Investimentos chineses no Brasil

Segundo o secretário, Brasil e a China podem ampliar as parcerias comerciais em setores como ciência e tecnologia, energia, petróleo e recursos hídricos. “Queremos estabelecer um diálogo para atrair tanto investimentos em infra-estrutura como para bens de consumo”, diz.

Em 2010, a China liderou os investimentos diretos feitos no Brasil, com negócios que somaram cerca de US$ 17 bilhões, de acordo com estimativa da Sociedade Brasileira de Estudos de Empresas Transnacionais e da Globalização Econômica (Sobeet). Os investimentos se concentraram, sobretudo, em atividades de exploração de recursos naturais e matérias-primas, como mineração, exploração de petróleo, agricultura, energia e siderurgia.

“A última década foi marcada pela explosão do comércio chinês, acredito que essa será a dos investimentos no exterior”, afirma Kevin Tang, diretor da Câmara de Comércio Brasil e China (CCIBC). Ele destaca que os avanços da China no exterior visam assegurar recursos naturais e estratégicos para abastecer o crescente mercado chinês.

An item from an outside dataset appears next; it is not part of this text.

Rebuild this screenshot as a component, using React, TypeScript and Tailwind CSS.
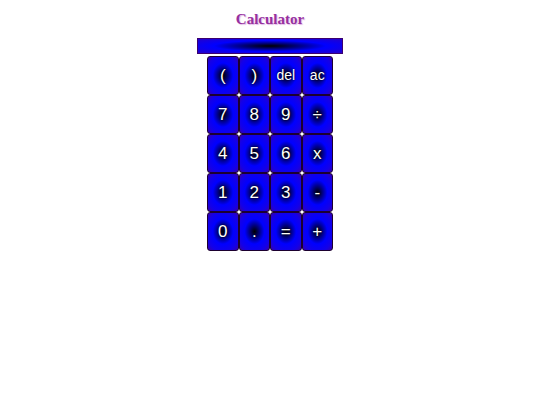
const keys = ["(", ")", "del", "ac", "7", "8", "9", "÷", "4", "5", "6", "x", "1", "2", "3", "-", "0", ".", "=", "+"];

const Key = ({ label }: { label: string }) => {
  const small = label.length > 1;
  return (
    <button
      className={`flex h-[39px] w-[31.5px] items-center justify-center rounded-[3px] border border-[#1c0030] bg-[radial-gradient(ellipse_at_center,#000_0%,#0000ff_48%,#1400e8_78%,#3800a8_100%)] text-white [text-shadow:0_0_2px_#000] ${
        small ? "text-[14px]" : "text-[17px]"
      }`}
      style={{ fontFamily: '"Liberation Sans", Arial, sans-serif' }}
    >
      {label}
    </button>
  );
};

const App = () => {
  return (
    <div className="flex min-h-[405px] w-full flex-col items-center bg-white">
      <h1
        className="mt-[9px] text-[15px] font-bold leading-[20px] text-[#96309f] [text-shadow:1px_1px_1px_#e0b8e6]"
        style={{ fontFamily: '"Liberation Serif", "Times New Roman", serif' }}
      >
        Calculator
      </h1>
      <div className="mt-[9px] h-[16px] w-[146px] border border-[#3a0070] bg-[radial-gradient(ellipse_at_center,#000_0%,#0000ff_55%,#2600c8_100%)]" />
      <div className="mt-[2px] grid grid-cols-4">
        {keys.map((k) => (
          <Key key={k} label={k} />
        ))}
      </div>
    </div>
  );
};

export default App;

“O Brasil é hoje o oxigênio da China, que não têm água, terra, alimentos e minério de ferro suficientes para garantir seu crescimento. Por outro lado, vender commodities para a China é ainda uma questão de sobrevivência para se ter saldo positivo na balança comercial”, afirma Mario Antonio Marconini, presidente do conselho de relações internacionais da Fecomercio-SP.

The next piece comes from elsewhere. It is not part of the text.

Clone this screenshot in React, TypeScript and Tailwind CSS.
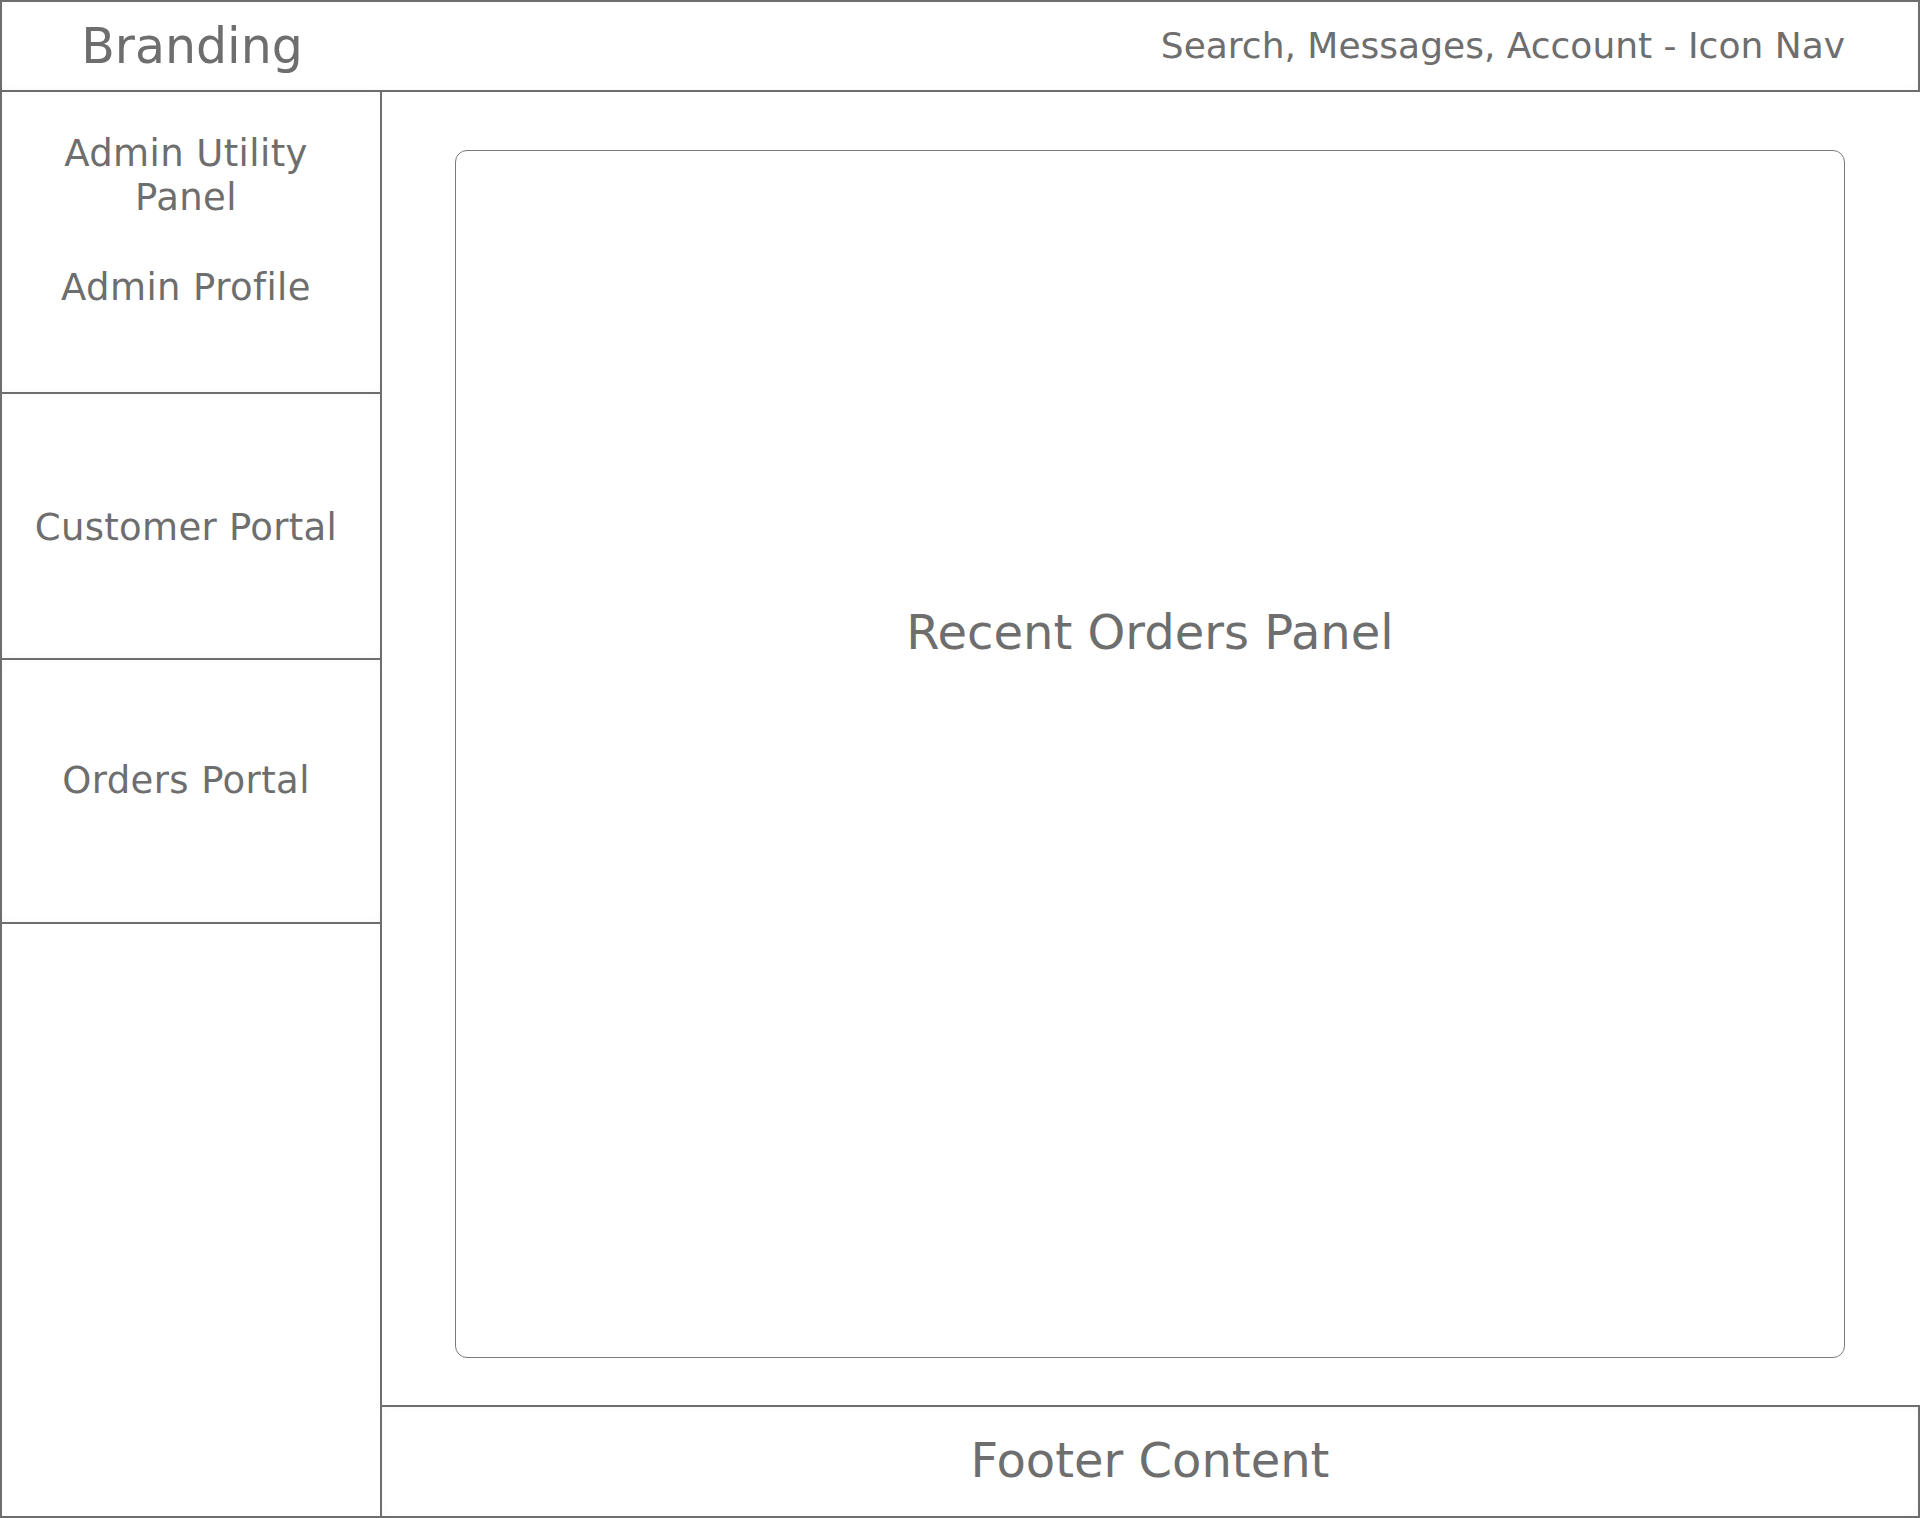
import React from "react";

export default function App() {
  return (
    <div className="w-[1920px] h-[1518px] flex flex-col bg-white text-[#6e6e6e] font-['DejaVu_Sans',sans-serif] overflow-hidden">
      <header className="h-[92px] shrink-0 border-2 border-[#6e6e6e] flex items-center shadow-[inset_0_0_8px_rgba(0,0,0,0.03)]">
        <div className="w-[380px] text-center text-[49px] leading-none">Branding</div>
        <div className="ml-auto pr-[73px] text-[36px] leading-none">
          Search, Messages, Account - Icon Nav
        </div>
      </header>
      <div className="flex flex-1 min-h-0 -mt-[2px]">
        <aside className="w-[382px] shrink-0 flex flex-col border-l-2 border-r-2 border-b-2 border-[#6e6e6e]">
          <div className="h-[304px] shrink-0 border-b-2 border-[#6e6e6e] pt-[42px] pr-[10px] flex flex-col items-center text-[37px] tracking-[0.4px] leading-[44px] shadow-[inset_0_0_8px_rgba(0,0,0,0.03)]">
            <div className="text-center">Admin Utility</div>
            <div className="text-center">Panel</div>
            <div className="text-center mt-[46px]">Admin Profile</div>
          </div>
          <div className="h-[266px] shrink-0 border-b-2 border-[#6e6e6e] pr-[10px] pt-[4px] flex items-center justify-center text-[37px] tracking-[0.3px] leading-[44px] shadow-[inset_0_0_8px_rgba(0,0,0,0.03)]">
            Customer Portal
          </div>
          <div className="h-[264px] shrink-0 border-b-2 border-[#6e6e6e] pr-[10px] pb-[20px] flex items-center justify-center text-[37px] tracking-[0.4px] leading-[44px] shadow-[inset_0_0_8px_rgba(0,0,0,0.03)]">
            Orders Portal
          </div>
          <div className="flex-1" />
        </aside>
        <div className="flex-1 flex flex-col -ml-[2px] min-w-0">
          <main className="flex-1 min-h-0 border-l-2 border-t-2 border-[#6e6e6e] pt-[58px] pl-[73px] pr-[75px] pb-[47px]">
            <div className="h-full border border-[#7a7a7a] rounded-[12px] flex justify-center pt-[453px] text-[48px] leading-[56px]">
              Recent Orders Panel
            </div>
          </main>
          <footer className="h-[113px] shrink-0 border-2 border-[#6e6e6e] pb-[4px] flex items-center justify-center text-[48px] leading-none shadow-[inset_0_0_8px_rgba(0,0,0,0.03)]">
            Footer Content
          </footer>
        </div>
      </div>
    </div>
  );
}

Para Tang, é injusto atribuir só à China a perda de competitividade dos brasileiros. Ele atribui os problemas enfrentados pela indústria do país à carga tributária elevada, aos custos trabalhistas e aos gargalos de infraestrutura que, junto com a valorização do real, encarecem os produtos brasileiros. "Se o Brasil não investir mais em pesquisa e tecnologia e se tornar mais competitivo, vai continuar perdendo mercado", diz.

"O problema da China na verdade é muito nosso. Se o Brasil tivesse feito o dever se casa, com mais investimentos em educação e infraestrutura, talvez não dependesse tanto hoje do superávit em commodities”, completa Marconini.